Saturday Mailbox

SATURDAY MAILBOX

September 30, 2006

Blackwater Resort a big threat to bay

Before the state's Critical Area Commission is a request to grant one of the largest growth allocations ever sought in Maryland. And the commission's decision regarding the proposed Blackwater Resort development near Cambridge will have a lasting impact on the future of development in Maryland and the health of the bay ("Bay group unveils plan of action," Sept. 20).

Time and time again, we have found this to be true: How we use our land has everything to do with how healthy our water and its related habitat can be.

This is especially true when a developer proposes a 2,700-home mega-development just upstream from a federal wildlife refuge.

When my administration introduced the Critical Area legislation in 1984, it was a new concept that land-use planning decisions would affect water quality.

The legislative intent of the bill was to protect water quality and fish, wildlife and plant habitat in the Chesapeake Bay and address the need to preserve the character of the bay for future generations.

The goals and intent of this law are even more important now than they were two decades ago.
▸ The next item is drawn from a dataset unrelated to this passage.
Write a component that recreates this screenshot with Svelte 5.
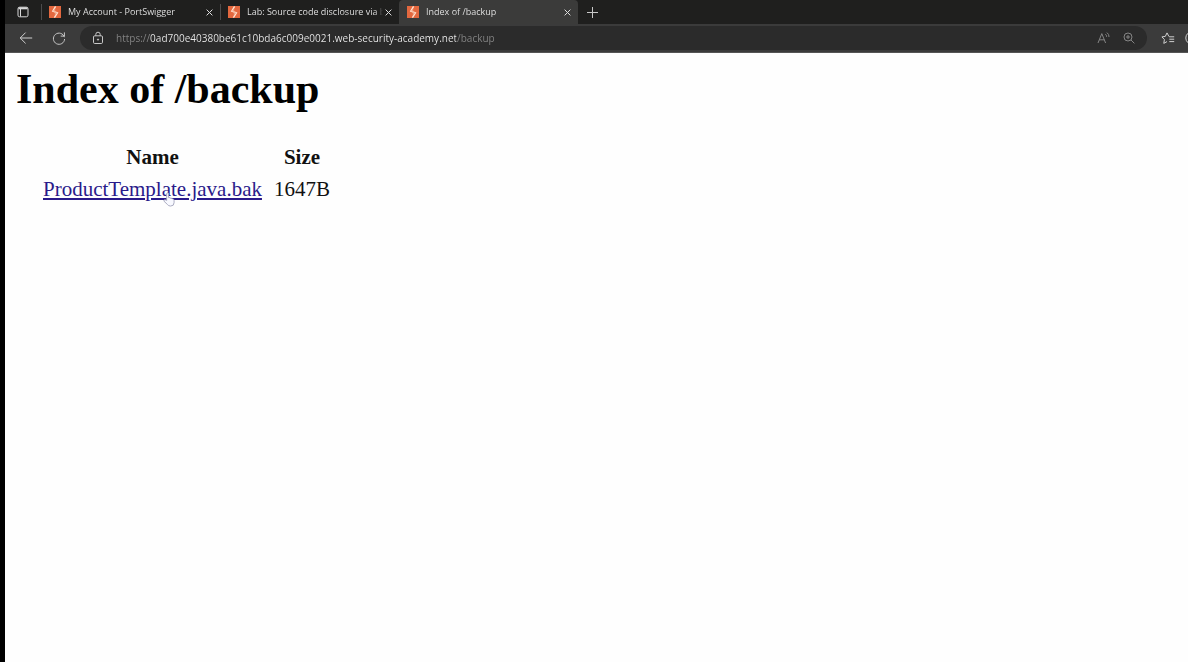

It is the responsibility of the Critical Area Commission to ensure that these purposes are fulfilled.

The Blackwater Resort development severely threatens all of these goals.

No one is asking the commission to rob local governments of their autonomy or prohibit development in Dorchester County or Cambridge.

What we are asking is that the commission block this project to send a clear message that this development is in the wrong place and is not in keeping with what the General Assembly intended when it enacted the Critical Area program.

Approving the Blackwater Resort development would open the door to exactly the kind of development we were trying to prevent when we enacted the Critical Area law.

Harry Hughes

Denton

The writer is a former governor of Maryland.

Reason for cynicism about UB park plan

Reading about the city's plan to lease 48 acres in Mount Washington from the University of Baltimore to create a park was indeed pleasing. But I can't help but be cynical about the matter for several reasons ("Deal to lease land is delayed," Sept. 21).

The first one that comes to mind is the obvious political overtones of the deal, which allows gubernatorial candidate Mayor Martin O'Malley to claim that he listens to the community and preserves land for parks.

Too bad the folks in Woodberry couldn't save the neighborhood's wooded lands after the city deeded them over to Loyola College for use as athletic fields.

Now University of Baltimore President Robert L. Bogomolny is credited for "heeding the community's concerns" by trying to save park land from development ("City to lease land for park," Sept. 18). (I'm sure the prospect of a check from the city for $6.2 million didn't influence his opinion.)

This same man chose not to listen to the concerns and wishes of the neighborhood residents who fought to save the Odorite Building from demolition.

Alternatives that would have saved the structure and incorporated it into a new facility were dismissed, and the wrecking ball came.

In almost identical fashion to the way Mr. Bogomolny acted on the Odorite Building, Cardinal William H. Keeler, the Archbishop of Baltimore, moved forward with the razing of the historic Rochambeau Apartments, eliminating another piece of the city's character ("Building gives up the ghost," Sept. 17).

The entreaties of community members in the neighborhood and city at large fell on deaf ears.

Arrogance was the attitude of the church leaders, not cooperation.

How do you form any sense of community when the leaders of major institutions have a "my way or the highway" attitude when it comes to their wants and desires?

Condescension is not the way for the leaders of our city's institutions of higher learning and faith to act.

Joe Leatherman

Baltimore

War can't be won with kid gloves

The war on terrorism must be fought aggressively and without a stop. It baffles me that a lot of people in this country seem more interested in fighting President Bush than in fighting the evil monsters who want to kill us ("Bush releases classified report," Sept. 27).

I am a Democrat, and I don't agree with Mr. Bush on a lot of issues. But I believe he is fighting this war the best he can.

We are fighting a war unlike any we have ever fought, so we can't fight the way we fought in the past; we have to adapt to this new warfare.

We can't be crying about the rights of murdering criminals whose sole goal is to kill us. And we need to get information in any way possible if we are going to stop future attacks on this country and our troops.

We need to give our brave and gallant troops all the tools necessary to fight and win this war. We also need to take better care of the families of our troops.

People need to stop playing political games and face reality: These terrorists will not play by any rules and will never stop trying to kill us.